Buyers will be asked for €27,900 for the entry Invite or €34,900 for the top of the range Instyle model and an automatic CVT model will set you back an additional €2,500 in either Intense or Instyle trim. Bear in mind that if you want 4wd you can secure a Tuscon for less than the top of the range 2wd version and that would also be a diesel the fuel of preference for 4wd still. All models have a 1.5l Turbo charged petrol engine that produces 163 PS of power and all currently 2wd. That’s a lot of power and makes the Eclipse Cross feel quite sporty when pressed hard. Most manufacturers fuel economy figures are very hard to achieve in real world driving so I am glad to report I returned 8.4l/100Kms as opposed to the quoted 8.0l/100kms. For a car of its size and the amount of power available in the engine my return was impressive. Getting down to 6.0l/100kms for the Urban cycle would be difficult unless you select Eco mode that I found drained the car of any responsiveness at the expense of better fuel economy. I chose to leave it off and it made the car a lot more enjoyable. Performance from the petrol engine is brisk enough and it’s reassuring to know that there is always a bit of power available if needed. I had paddle shifters as well but I confess I didn’t use them.
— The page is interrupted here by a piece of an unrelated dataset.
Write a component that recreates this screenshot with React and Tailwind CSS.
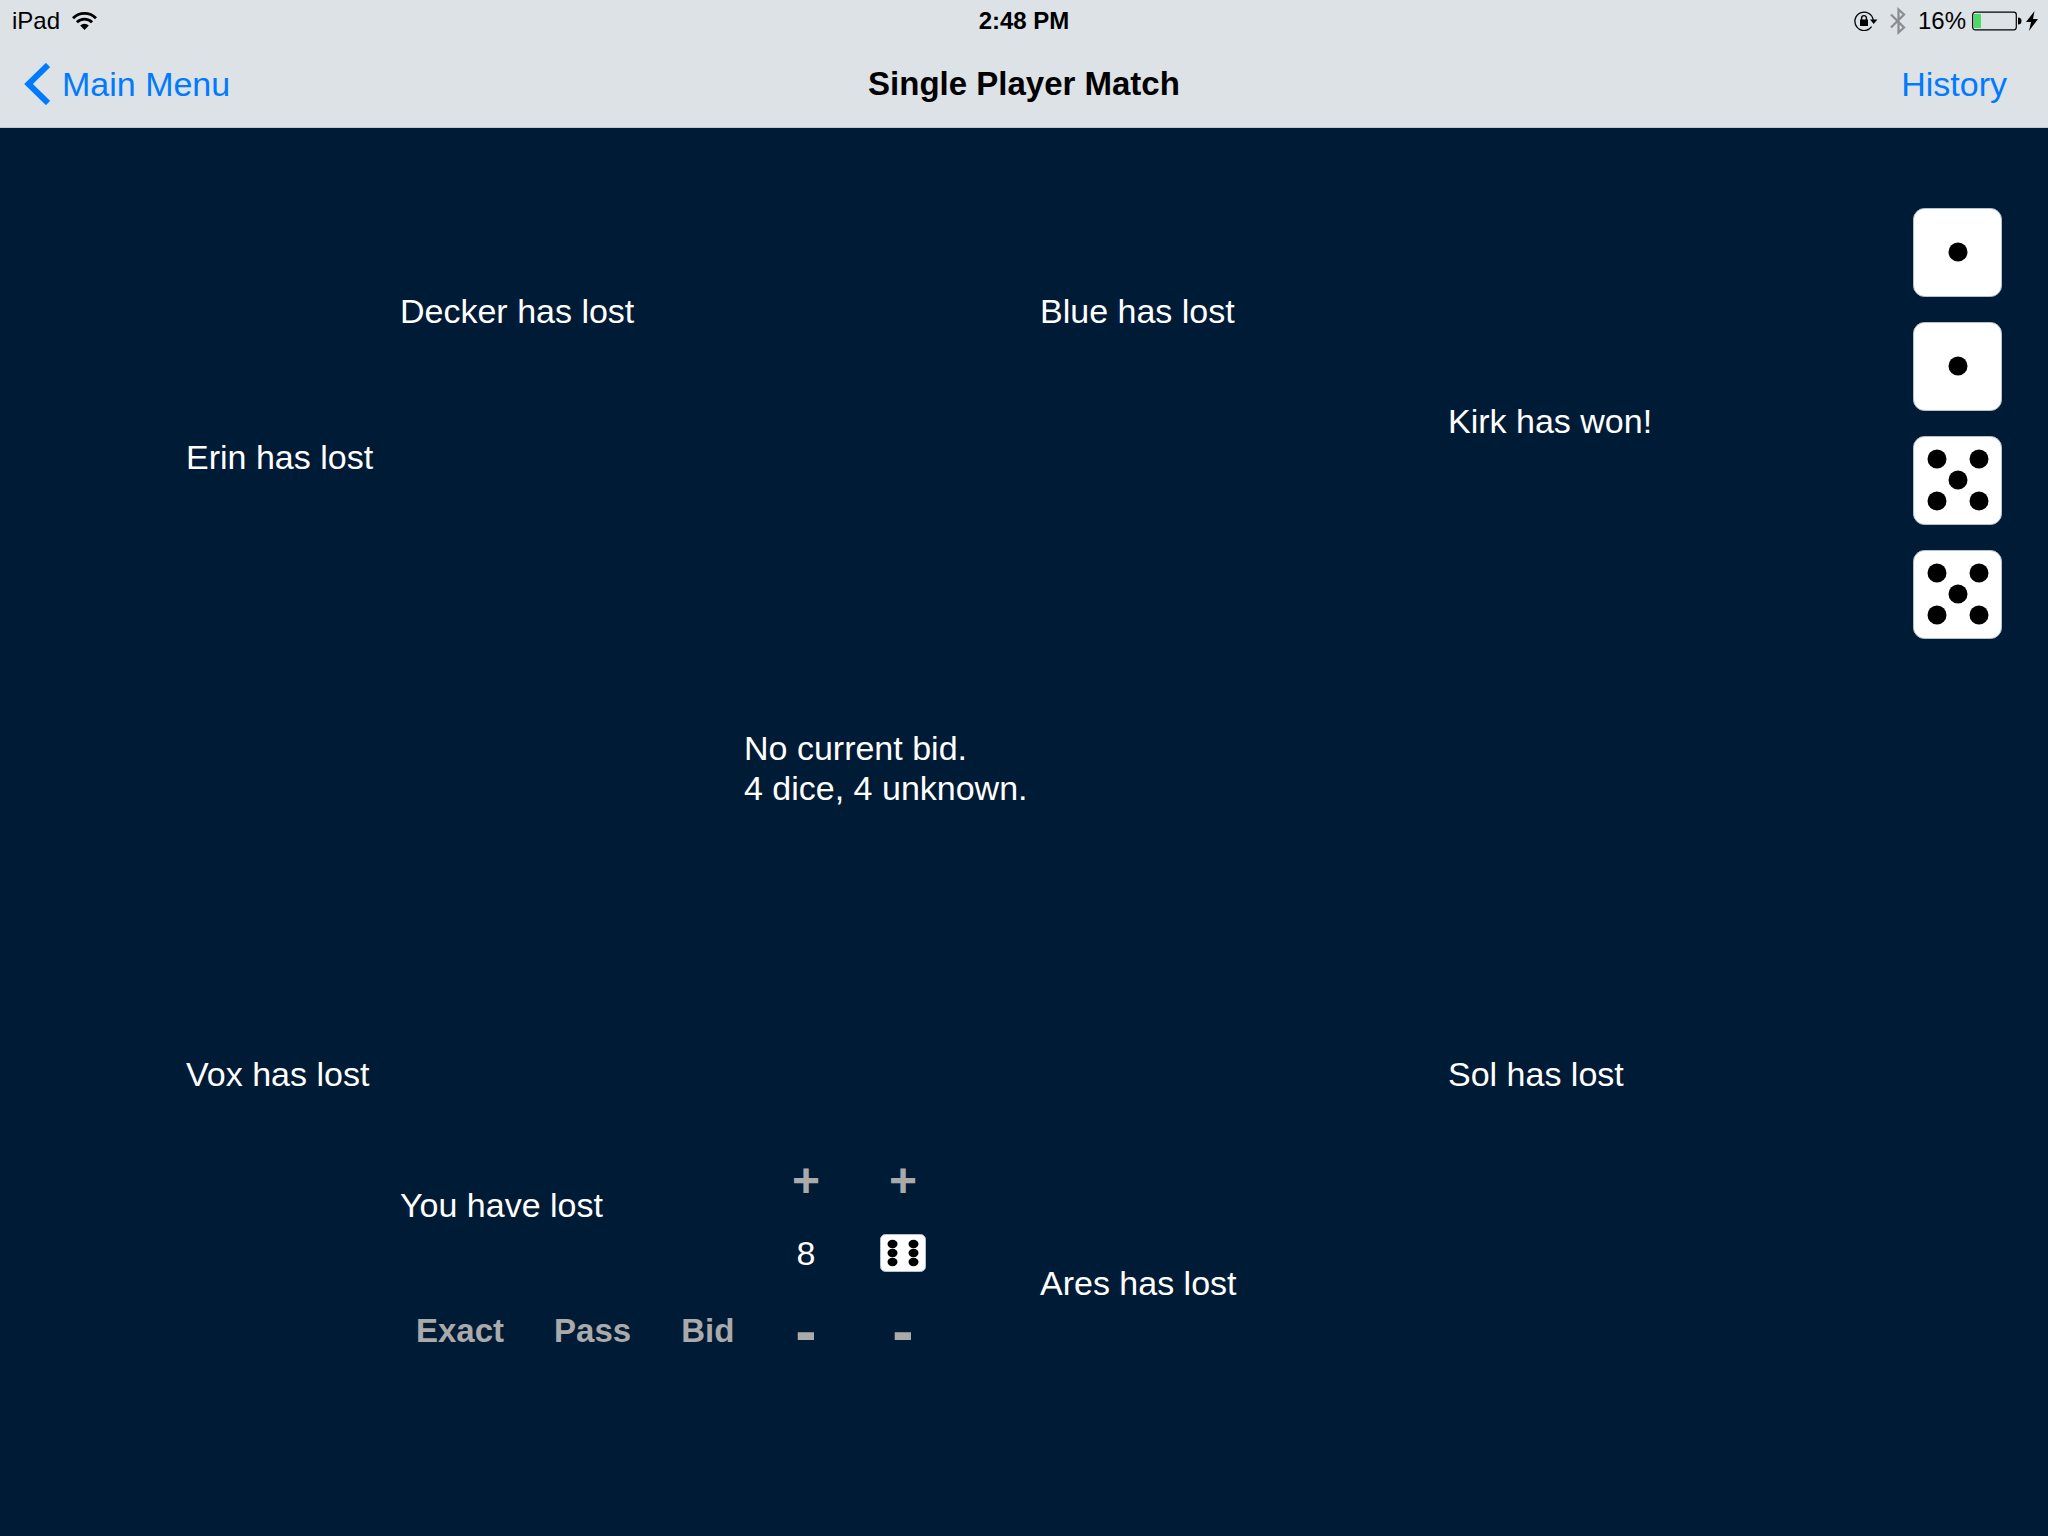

The ride is comfortable leaning towards soft. It has a very easy to drive demeanor and really suits me at my stage of life. I’d find it hard to quibble about this car if I was using it everyday. The automatic 8 speed, CVT gearbox made it even easier to drive and delivered the quite ample power very smoothly. My wife and I went cycling in the Eclipse Cross and the ease with which it took the two bikes and our kit once the rear seats were folded was effortless. Who needs a carrier? It is a quiet car and has a desirable ability to make our poorly repaired roads feel that they are not that bad at all. Might be cheaper for our roads authority (ahem) to give us all an Eclipse Cross to make all our trips comfortable.
The Eclipse Cross is where Mitsubishi should have been a few years ago for a car company with such a rich engineering pedigree. It will reawaken the Irish customer to this quality brand and should deliver more than the 661 buyers from last year. The signs are already there with sales up on this time last year helped in no small part by attractive 3.9% APR for a PCP deal.